Symmetry is soothing. From the ice crystals of a snowflake, the patterns on the wings of a butterfly and the perfect hexagons of honeycomb – nature has always had a tendency towards order. So, it’s only natural then that our brains do too. In fact, we are biologically predisposed to be attracted to those objects that are more symmetrical.
In jewellery the use of straight lines and geometry dates back thousands of years to the Mayans and the Aztecs. Simple shapes such as round, square and triangle, coupled with a pared back design aesthetic resulted in abstract and eye-catching creations that evoked a sense of beauty and order. Since then, the geometric influence in jewels has spanned centuries and cultures, most notably inspiring the Art Deco movement, the iconic aesthetic which emerged during the years between the two world wars.
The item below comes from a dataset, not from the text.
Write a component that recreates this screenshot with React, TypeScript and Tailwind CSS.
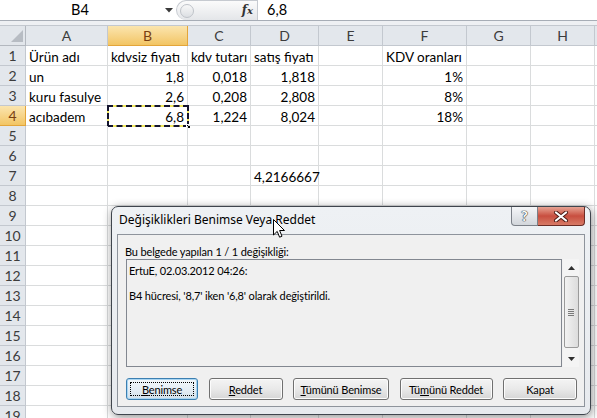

Today, designers across the world are pushing the boundaries once again with their creations featuring complex geometrics and elaborate shapes and forms.
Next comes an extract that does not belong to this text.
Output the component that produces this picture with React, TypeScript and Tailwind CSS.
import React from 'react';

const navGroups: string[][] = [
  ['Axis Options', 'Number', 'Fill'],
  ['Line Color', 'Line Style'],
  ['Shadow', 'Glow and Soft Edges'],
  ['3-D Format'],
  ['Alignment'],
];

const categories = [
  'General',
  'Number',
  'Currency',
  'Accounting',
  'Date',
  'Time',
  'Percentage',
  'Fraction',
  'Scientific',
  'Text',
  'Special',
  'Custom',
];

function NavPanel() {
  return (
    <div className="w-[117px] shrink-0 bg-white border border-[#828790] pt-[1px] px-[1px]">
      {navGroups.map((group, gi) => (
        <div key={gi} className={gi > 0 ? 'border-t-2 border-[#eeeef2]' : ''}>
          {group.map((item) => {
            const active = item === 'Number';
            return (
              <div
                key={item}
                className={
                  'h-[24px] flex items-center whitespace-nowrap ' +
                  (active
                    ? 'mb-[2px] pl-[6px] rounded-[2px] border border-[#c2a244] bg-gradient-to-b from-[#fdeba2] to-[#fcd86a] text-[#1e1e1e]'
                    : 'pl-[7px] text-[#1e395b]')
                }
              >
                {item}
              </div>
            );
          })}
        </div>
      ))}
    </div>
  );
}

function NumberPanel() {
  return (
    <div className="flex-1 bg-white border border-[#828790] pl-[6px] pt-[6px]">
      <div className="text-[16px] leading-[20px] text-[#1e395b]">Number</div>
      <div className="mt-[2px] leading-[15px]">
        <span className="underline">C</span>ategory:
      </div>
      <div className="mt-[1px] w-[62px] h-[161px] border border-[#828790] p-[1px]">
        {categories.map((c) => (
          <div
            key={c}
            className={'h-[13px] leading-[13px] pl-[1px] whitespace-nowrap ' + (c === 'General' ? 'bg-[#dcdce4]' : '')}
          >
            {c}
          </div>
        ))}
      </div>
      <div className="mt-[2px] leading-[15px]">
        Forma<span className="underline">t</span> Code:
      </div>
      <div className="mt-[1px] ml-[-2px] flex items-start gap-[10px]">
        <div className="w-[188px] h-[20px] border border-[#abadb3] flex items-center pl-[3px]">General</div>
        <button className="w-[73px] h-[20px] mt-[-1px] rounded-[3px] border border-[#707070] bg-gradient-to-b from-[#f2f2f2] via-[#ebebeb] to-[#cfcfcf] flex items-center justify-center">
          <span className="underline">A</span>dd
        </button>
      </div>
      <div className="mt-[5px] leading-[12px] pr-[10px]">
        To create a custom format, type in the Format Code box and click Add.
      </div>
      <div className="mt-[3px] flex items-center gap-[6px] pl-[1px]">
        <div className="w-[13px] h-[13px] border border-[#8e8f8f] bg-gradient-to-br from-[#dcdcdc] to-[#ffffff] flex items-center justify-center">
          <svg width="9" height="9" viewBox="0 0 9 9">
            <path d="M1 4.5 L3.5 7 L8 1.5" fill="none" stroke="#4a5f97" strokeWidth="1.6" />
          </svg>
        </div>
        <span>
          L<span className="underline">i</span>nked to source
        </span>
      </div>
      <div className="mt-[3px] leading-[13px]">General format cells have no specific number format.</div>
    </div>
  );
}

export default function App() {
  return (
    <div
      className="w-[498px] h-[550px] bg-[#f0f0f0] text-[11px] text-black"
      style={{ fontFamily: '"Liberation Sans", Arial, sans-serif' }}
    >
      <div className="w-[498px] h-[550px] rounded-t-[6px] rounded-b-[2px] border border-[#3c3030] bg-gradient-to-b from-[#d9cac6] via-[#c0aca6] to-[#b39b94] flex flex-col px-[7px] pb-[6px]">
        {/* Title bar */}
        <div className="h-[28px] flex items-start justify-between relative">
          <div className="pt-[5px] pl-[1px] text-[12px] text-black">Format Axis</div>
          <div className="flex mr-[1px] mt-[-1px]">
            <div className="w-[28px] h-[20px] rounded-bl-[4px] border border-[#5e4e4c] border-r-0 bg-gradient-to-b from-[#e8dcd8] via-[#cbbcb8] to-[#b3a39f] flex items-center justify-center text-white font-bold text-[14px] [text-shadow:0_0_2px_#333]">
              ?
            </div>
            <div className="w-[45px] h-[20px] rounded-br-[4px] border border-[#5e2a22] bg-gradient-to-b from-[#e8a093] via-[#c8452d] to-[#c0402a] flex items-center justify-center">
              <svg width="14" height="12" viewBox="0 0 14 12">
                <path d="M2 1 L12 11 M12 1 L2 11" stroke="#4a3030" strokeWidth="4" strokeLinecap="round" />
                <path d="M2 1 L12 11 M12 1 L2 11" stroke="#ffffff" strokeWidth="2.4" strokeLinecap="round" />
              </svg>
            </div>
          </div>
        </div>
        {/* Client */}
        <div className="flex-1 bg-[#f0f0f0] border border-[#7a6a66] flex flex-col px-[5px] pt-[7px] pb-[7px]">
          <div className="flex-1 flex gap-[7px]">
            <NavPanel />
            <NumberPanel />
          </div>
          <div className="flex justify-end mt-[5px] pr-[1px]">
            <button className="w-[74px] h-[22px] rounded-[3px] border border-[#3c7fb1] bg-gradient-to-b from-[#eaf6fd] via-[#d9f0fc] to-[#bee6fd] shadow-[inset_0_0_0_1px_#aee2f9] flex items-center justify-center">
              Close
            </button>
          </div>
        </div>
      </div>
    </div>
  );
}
Right Angles New York based Taffin, never ceases to amaze with their witty and innovative use of precious gemstones and unusual materials. Their stunning bracelet set with a combination of coloured and colourless diamonds in rubber and platinum is minimal yet luxurious – a modern and ingenious way to incorporate the trend. Amayra has a more delicate take on the design with their lattice-work diamond cuff set with 8.78 carats of brilliant diamonds and set in 18 karat gold, makes an easy style statement that can easily be worn to any occasion. For a more everyday option, Lebanese jewellery house Yeprem continues to push the boundaries of creativity with their 18 karat rose and white gold geometric diamond bracelet. Featuring pavé set diamonds on interconnected prisms, the bracelet is a fun and unusual take on an otherwise classic diamond jewellery design.
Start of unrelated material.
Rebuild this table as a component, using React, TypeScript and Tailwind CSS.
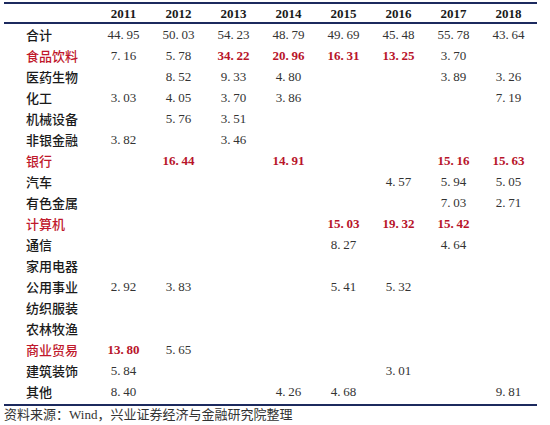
import React from 'react';

type Cell = { v: string; red?: boolean } | null;

type Row = {
  name: string;
  red?: boolean;
  cells: Cell[];
};

const years = ['2011', '2012', '2013', '2014', '2015', '2016', '2017', '2018'];

const n = (v: string): Cell => ({ v });
const r = (v: string): Cell => ({ v, red: true });
const _ = null;

const rows: Row[] = [
  { name: '合计', cells: [n('44.95'), n('50.03'), n('54.23'), n('48.79'), n('49.69'), n('45.48'), n('55.78'), n('43.64')] },
  { name: '食品饮料', red: true, cells: [n('7.16'), n('5.78'), r('34.22'), r('20.96'), r('16.31'), r('13.25'), n('3.70'), _] },
  { name: '医药生物', cells: [_, n('8.52'), n('9.33'), n('4.80'), _, _, n('3.89'), n('3.26')] },
  { name: '化工', cells: [n('3.03'), n('4.05'), n('3.70'), n('3.86'), _, _, _, n('7.19')] },
  { name: '机械设备', cells: [_, n('5.76'), n('3.51'), _, _, _, _, _] },
  { name: '非银金融', cells: [n('3.82'), _, n('3.46'), _, _, _, _, _] },
  { name: '银行', red: true, cells: [_, r('16.44'), _, r('14.91'), _, _, r('15.16'), r('15.63')] },
  { name: '汽车', cells: [_, _, _, _, _, n('4.57'), n('5.94'), n('5.05')] },
  { name: '有色金属', cells: [_, _, _, _, _, _, n('7.03'), n('2.71')] },
  { name: '计算机', red: true, cells: [_, _, _, _, r('15.03'), r('19.32'), r('15.42'), _] },
  { name: '通信', cells: [_, _, _, _, n('8.27'), _, n('4.64'), _] },
  { name: '家用电器', cells: [_, _, _, _, _, _, _, _] },
  { name: '公用事业', cells: [n('2.92'), n('3.83'), _, _, n('5.41'), n('5.32'), _, _] },
  { name: '纺织服装', cells: [_, _, _, _, _, _, _, _] },
  { name: '农林牧渔', cells: [_, _, _, _, _, _, _, _] },
  { name: '商业贸易', red: true, cells: [r('13.80'), n('5.65'), _, _, _, _, _, _] },
  { name: '建筑装饰', cells: [n('5.84'), _, _, _, _, n('3.01'), _, _] },
  { name: '其他', cells: [n('8.40'), _, _, n('4.26'), n('4.68'), _, _, n('9.81')] },
];

const cjk = { fontFamily: '"Noto Sans CJK SC", "Noto Sans", sans-serif' };
const num = { fontFamily: '"Liberation Serif", "Noto Sans CJK SC", serif' };

// the period in the source font is wide, so pad it a little
const fmt = (v: string) => v.replace('.', '.\u2009');

export default function App() {
  return (
    <div className="w-[550px] h-[425px] bg-white overflow-hidden">
      <div className="ml-[4px] w-[533px] pt-[2px]">
        <div className="h-[2px] bg-[#1c2a5e]" />
        <div className="grid grid-cols-[92px_repeat(8,55px)] h-[18px] items-center">
          <div />
          {years.map((y) => (
            <div key={y} className="text-center text-[13px] font-bold text-[#1a1a1a] leading-none" style={num}>
              {y}
            </div>
          ))}
        </div>
        <div className="h-[2px] bg-[#1c2a5e]" />
        {rows.map((row) => (
          <div key={row.name} className="grid grid-cols-[92px_repeat(8,55px)] h-[21px] items-center">
            <div
              className={`pl-[22px] text-[13px] font-medium leading-none ${row.red ? 'text-[#c0182c]' : 'text-[#1a1a1a]'}`}
              style={cjk}
            >
              {row.name}
            </div>
            {row.cells.map((c, i) => (
              <div
                key={i}
                className={`text-center text-[13px] leading-none ${c?.red ? 'text-[#b8142a] font-bold' : 'text-[#333]'}`}
                style={num}
              >
                {c ? fmt(c.v) : ''}
              </div>
            ))}
          </div>
        ))}
        <div className="mt-[2px] h-[2px] bg-[#1c2a5e]" />
      </div>
      <div className="pl-[4px] pt-[1px] text-[13px] leading-[14px] text-[#333]" style={cjk}>
        资料来源：<span style={num}>Wind</span>，兴业证券经济与金融研究院整理
      </div>
    </div>
  );
}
Stay In Shape ORRA’s Desired collection balances hard angles but with a touch of femininity and whimsy by setting dazzling diamonds in rose gold. Take their DESIRED diamond geometric statement ring featuring overlapping triangles set against angular lines of sparkling diamonds, a light and easy way to make a statement. In contrast, Candere, a Kalyan Jewellers Company looked to squares for inspiration with their modern diamond ring featuring prong-set diamonds coupled with three-tonal gold.
Not So Square Tallin, the Jaipur-based jewellery brand often takes inspiration from the Art Deco movement in their collections. Their diamond, onyx and emerald earrings feature over-lapping triangles set against emerald and baguette-cut gemstones on yellow gold. Nandita Jhaveri, known for her ability to fuse traditional techniques with contemporary diamond designs, has created shoulder-grazing earrings featuring concentric circles of diamonds and white gold connected by a single diamond bar – elegant and eye-catching. Hollywood celebrity favourite, The House of Umrao’s Rocky Crystal Gatsby earrings feature diamond, onyx and sapphire baguettes set on crystal – perfectly marrying traditional Art Deco design with a contemporary approach.
Come Around Forevermark’s Solitaire Star Tassel Pendant from their Artemis collection features stars and diamonds, surrounding a sparkling solitaire, and encased within a pavé diamond ring creating a celestial and ethereal take on the geometric diamond jewellery design trend. For a more down-to-earth look try HerStory’s Limitless Link Necklace. Influenced by the towering skyscrapers of New York, the collection features dramatic edges and faceted diamonds resulting in a modern and graphic take on the trend.
From mesmerising concentric circles, to basic design elements like triangles, squares, and ovals used in unusual settings, designers are playing with pure forms and taking geometric design to new places.